GOAL - Gather up all lines that carry the word "styles".
Start of SUPPLIED INFORMATION
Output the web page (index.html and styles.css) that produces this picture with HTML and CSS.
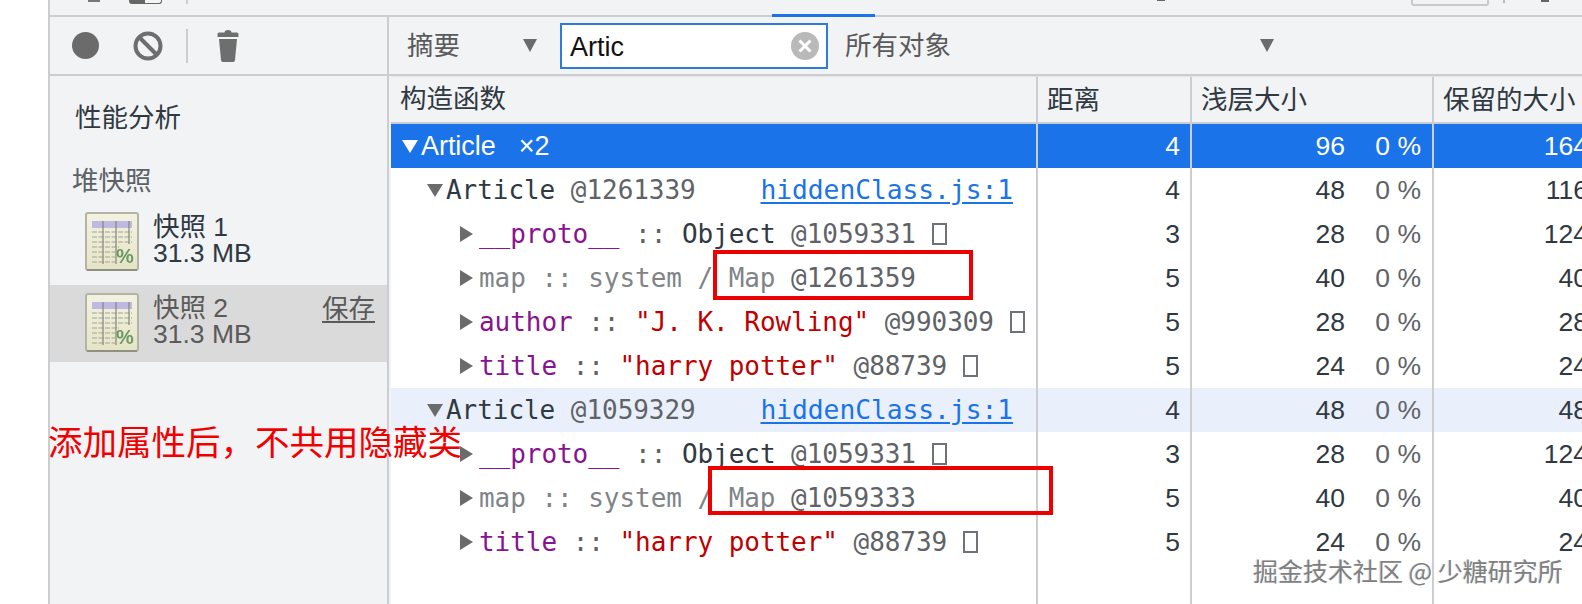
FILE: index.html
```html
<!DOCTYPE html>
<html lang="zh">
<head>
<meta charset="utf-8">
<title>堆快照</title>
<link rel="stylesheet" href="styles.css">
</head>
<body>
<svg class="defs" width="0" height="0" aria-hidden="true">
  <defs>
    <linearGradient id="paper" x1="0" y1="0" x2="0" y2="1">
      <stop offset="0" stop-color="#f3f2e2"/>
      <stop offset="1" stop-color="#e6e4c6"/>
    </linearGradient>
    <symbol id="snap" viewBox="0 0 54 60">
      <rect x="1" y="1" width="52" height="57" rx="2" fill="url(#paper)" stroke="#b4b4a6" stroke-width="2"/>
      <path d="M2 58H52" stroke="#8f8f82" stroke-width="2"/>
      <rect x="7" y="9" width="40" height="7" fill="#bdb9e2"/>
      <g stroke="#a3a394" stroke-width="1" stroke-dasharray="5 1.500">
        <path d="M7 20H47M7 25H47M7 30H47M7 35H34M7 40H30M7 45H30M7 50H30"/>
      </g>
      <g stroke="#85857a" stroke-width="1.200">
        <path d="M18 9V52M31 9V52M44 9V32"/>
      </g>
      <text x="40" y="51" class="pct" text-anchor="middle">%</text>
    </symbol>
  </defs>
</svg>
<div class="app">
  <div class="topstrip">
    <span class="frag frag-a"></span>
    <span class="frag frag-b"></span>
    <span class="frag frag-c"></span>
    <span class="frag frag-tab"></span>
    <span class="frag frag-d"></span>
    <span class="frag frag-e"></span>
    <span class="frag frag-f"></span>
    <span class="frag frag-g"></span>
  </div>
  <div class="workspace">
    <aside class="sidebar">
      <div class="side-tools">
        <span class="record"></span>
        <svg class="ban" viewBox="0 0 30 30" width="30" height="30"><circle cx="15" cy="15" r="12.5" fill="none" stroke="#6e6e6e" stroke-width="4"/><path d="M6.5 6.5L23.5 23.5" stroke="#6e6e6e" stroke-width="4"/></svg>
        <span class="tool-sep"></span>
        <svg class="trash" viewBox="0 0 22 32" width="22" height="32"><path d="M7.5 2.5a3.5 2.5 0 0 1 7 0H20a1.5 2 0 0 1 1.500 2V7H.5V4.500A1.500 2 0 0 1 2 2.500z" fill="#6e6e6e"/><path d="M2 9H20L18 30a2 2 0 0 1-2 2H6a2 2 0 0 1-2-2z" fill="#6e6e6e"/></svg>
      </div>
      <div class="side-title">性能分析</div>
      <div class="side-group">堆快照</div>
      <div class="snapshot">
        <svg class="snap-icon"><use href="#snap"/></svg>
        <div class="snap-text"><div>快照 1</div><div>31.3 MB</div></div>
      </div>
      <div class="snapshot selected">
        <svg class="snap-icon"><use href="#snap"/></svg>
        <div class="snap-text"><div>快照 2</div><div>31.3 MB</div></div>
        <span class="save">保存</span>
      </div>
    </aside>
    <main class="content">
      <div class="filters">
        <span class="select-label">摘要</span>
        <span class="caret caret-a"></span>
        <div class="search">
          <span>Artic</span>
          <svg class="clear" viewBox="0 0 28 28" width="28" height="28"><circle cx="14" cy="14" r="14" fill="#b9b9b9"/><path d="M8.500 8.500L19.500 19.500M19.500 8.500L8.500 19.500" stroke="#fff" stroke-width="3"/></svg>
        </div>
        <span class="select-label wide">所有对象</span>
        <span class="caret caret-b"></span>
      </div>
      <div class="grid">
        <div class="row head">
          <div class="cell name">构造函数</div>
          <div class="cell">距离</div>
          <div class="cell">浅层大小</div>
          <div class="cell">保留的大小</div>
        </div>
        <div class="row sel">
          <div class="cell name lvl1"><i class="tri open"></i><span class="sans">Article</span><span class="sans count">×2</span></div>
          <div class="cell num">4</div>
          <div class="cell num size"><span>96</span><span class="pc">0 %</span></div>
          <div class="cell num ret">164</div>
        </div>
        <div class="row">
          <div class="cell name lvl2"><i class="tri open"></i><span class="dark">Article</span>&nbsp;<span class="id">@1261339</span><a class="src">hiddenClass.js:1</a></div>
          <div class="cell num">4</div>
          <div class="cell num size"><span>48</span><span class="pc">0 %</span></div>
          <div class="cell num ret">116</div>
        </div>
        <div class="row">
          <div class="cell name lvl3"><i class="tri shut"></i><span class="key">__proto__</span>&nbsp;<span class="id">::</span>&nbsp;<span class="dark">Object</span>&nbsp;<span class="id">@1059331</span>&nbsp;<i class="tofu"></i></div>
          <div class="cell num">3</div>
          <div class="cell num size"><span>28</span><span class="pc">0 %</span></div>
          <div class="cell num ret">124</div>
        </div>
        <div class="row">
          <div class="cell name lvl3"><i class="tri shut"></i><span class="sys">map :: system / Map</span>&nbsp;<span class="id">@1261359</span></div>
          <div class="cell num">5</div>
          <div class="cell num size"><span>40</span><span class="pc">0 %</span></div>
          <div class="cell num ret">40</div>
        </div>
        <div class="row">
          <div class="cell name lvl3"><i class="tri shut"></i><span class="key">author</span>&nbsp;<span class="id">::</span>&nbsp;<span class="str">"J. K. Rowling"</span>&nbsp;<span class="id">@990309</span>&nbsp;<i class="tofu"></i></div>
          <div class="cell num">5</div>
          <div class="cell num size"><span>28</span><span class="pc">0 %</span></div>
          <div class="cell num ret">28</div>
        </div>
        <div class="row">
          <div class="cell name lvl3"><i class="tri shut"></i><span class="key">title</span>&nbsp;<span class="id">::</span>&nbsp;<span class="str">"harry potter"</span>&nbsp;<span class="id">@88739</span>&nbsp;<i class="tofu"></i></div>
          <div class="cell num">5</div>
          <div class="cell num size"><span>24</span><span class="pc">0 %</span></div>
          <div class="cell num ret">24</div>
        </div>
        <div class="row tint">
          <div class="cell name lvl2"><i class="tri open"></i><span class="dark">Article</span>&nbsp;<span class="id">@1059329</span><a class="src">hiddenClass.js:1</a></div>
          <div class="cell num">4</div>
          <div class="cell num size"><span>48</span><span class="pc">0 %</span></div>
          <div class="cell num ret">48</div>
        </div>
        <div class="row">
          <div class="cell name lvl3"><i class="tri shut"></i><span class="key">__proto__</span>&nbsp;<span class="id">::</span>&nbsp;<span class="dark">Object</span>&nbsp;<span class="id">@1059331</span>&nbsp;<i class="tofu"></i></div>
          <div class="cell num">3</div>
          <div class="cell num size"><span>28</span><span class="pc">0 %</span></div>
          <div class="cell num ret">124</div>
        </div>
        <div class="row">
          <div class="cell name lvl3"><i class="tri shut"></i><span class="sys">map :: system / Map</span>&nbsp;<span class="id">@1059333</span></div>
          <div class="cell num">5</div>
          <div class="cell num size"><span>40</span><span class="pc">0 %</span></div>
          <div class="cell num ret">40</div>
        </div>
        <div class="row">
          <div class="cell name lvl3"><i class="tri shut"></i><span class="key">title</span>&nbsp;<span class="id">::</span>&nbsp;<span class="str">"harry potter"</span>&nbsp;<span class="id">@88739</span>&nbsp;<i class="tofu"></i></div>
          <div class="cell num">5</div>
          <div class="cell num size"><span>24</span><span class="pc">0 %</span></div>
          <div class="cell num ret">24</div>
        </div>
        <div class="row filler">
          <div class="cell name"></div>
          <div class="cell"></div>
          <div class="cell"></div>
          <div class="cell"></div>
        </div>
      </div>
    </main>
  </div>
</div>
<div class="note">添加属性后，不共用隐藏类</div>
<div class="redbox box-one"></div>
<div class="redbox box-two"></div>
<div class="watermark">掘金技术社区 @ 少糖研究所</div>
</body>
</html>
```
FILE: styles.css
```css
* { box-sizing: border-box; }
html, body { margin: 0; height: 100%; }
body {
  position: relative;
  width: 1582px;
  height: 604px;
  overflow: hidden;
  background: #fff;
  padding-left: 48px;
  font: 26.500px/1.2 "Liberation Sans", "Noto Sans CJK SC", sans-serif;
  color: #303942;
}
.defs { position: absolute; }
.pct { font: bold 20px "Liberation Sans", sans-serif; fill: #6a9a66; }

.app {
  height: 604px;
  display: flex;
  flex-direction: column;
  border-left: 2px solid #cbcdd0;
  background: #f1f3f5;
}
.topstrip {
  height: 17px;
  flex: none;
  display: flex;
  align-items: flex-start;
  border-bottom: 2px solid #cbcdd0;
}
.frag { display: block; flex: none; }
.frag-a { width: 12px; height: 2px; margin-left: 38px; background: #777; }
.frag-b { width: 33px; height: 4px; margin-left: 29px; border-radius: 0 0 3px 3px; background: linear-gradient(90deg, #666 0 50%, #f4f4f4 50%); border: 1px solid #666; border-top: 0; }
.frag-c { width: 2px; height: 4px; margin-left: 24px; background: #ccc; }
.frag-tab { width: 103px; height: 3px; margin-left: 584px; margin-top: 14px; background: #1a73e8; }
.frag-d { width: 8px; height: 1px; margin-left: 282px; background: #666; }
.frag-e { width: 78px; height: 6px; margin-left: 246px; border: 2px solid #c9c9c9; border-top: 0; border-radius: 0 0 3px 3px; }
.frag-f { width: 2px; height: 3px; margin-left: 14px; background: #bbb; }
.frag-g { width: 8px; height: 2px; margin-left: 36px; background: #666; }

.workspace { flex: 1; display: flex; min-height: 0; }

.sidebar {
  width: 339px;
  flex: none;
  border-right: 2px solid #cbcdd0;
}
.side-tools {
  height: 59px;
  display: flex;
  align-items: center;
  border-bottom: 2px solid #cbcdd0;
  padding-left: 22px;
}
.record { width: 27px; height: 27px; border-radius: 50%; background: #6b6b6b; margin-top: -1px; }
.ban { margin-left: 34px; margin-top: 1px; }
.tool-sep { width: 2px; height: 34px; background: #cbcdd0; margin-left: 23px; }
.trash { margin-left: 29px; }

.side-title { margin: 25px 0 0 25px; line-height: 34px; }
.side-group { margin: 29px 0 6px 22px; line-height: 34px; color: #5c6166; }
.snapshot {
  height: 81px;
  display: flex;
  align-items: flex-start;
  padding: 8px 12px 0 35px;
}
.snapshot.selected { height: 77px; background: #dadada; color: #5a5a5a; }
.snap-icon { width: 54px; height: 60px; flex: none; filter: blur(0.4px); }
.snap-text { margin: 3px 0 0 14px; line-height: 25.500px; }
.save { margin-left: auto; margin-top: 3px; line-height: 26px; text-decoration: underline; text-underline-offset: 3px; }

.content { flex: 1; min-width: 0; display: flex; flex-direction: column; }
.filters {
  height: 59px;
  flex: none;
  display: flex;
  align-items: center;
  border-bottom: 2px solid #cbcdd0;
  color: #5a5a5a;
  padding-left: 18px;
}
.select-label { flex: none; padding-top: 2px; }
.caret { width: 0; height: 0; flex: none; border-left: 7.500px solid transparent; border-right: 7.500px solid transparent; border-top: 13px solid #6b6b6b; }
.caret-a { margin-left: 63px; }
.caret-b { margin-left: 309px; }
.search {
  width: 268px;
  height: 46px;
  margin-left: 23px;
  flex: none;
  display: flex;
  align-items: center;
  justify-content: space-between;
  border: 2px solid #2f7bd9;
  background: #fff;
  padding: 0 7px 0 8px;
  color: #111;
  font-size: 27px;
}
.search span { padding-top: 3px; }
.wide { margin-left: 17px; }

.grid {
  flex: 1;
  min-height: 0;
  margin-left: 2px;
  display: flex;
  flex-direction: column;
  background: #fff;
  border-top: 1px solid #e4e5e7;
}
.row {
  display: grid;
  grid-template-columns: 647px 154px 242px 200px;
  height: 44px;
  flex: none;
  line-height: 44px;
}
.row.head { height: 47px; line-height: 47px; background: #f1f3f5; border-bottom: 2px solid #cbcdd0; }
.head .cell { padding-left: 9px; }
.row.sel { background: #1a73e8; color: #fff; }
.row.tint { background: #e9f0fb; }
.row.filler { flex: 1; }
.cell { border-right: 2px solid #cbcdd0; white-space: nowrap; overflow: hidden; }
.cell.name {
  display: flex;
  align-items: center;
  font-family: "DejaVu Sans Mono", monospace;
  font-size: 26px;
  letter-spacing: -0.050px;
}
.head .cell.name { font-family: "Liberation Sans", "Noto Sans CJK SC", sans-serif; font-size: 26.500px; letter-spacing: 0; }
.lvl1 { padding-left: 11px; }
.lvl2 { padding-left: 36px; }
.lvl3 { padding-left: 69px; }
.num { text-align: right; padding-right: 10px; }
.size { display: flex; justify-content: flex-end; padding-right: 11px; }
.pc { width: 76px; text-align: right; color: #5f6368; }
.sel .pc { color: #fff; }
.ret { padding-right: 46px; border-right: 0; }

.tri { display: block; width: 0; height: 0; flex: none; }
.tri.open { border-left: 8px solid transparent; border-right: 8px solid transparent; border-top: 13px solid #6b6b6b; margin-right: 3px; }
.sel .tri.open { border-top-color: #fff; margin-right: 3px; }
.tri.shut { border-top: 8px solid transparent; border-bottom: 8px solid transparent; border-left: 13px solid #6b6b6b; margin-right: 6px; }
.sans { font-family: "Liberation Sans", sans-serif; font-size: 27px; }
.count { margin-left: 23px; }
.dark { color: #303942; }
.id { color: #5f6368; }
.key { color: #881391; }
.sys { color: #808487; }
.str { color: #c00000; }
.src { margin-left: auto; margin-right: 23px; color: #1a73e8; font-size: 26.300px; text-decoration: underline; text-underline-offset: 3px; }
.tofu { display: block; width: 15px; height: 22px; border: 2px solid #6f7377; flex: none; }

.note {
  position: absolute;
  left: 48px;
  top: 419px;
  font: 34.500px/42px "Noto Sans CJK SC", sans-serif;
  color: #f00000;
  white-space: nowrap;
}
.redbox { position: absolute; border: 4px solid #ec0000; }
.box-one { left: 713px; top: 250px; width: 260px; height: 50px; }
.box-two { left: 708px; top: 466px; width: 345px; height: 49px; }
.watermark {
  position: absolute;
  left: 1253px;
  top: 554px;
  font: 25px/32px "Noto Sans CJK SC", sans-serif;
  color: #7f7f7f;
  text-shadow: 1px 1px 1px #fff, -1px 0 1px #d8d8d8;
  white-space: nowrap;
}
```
End of SUPPLIED INFORMATION
ANSWER TO THIS PROBLEM -
Output the web page (index.html and styles.css) that produces this picture with HTML and CSS.
<link rel="stylesheet" href="styles.css">
FILE: styles.css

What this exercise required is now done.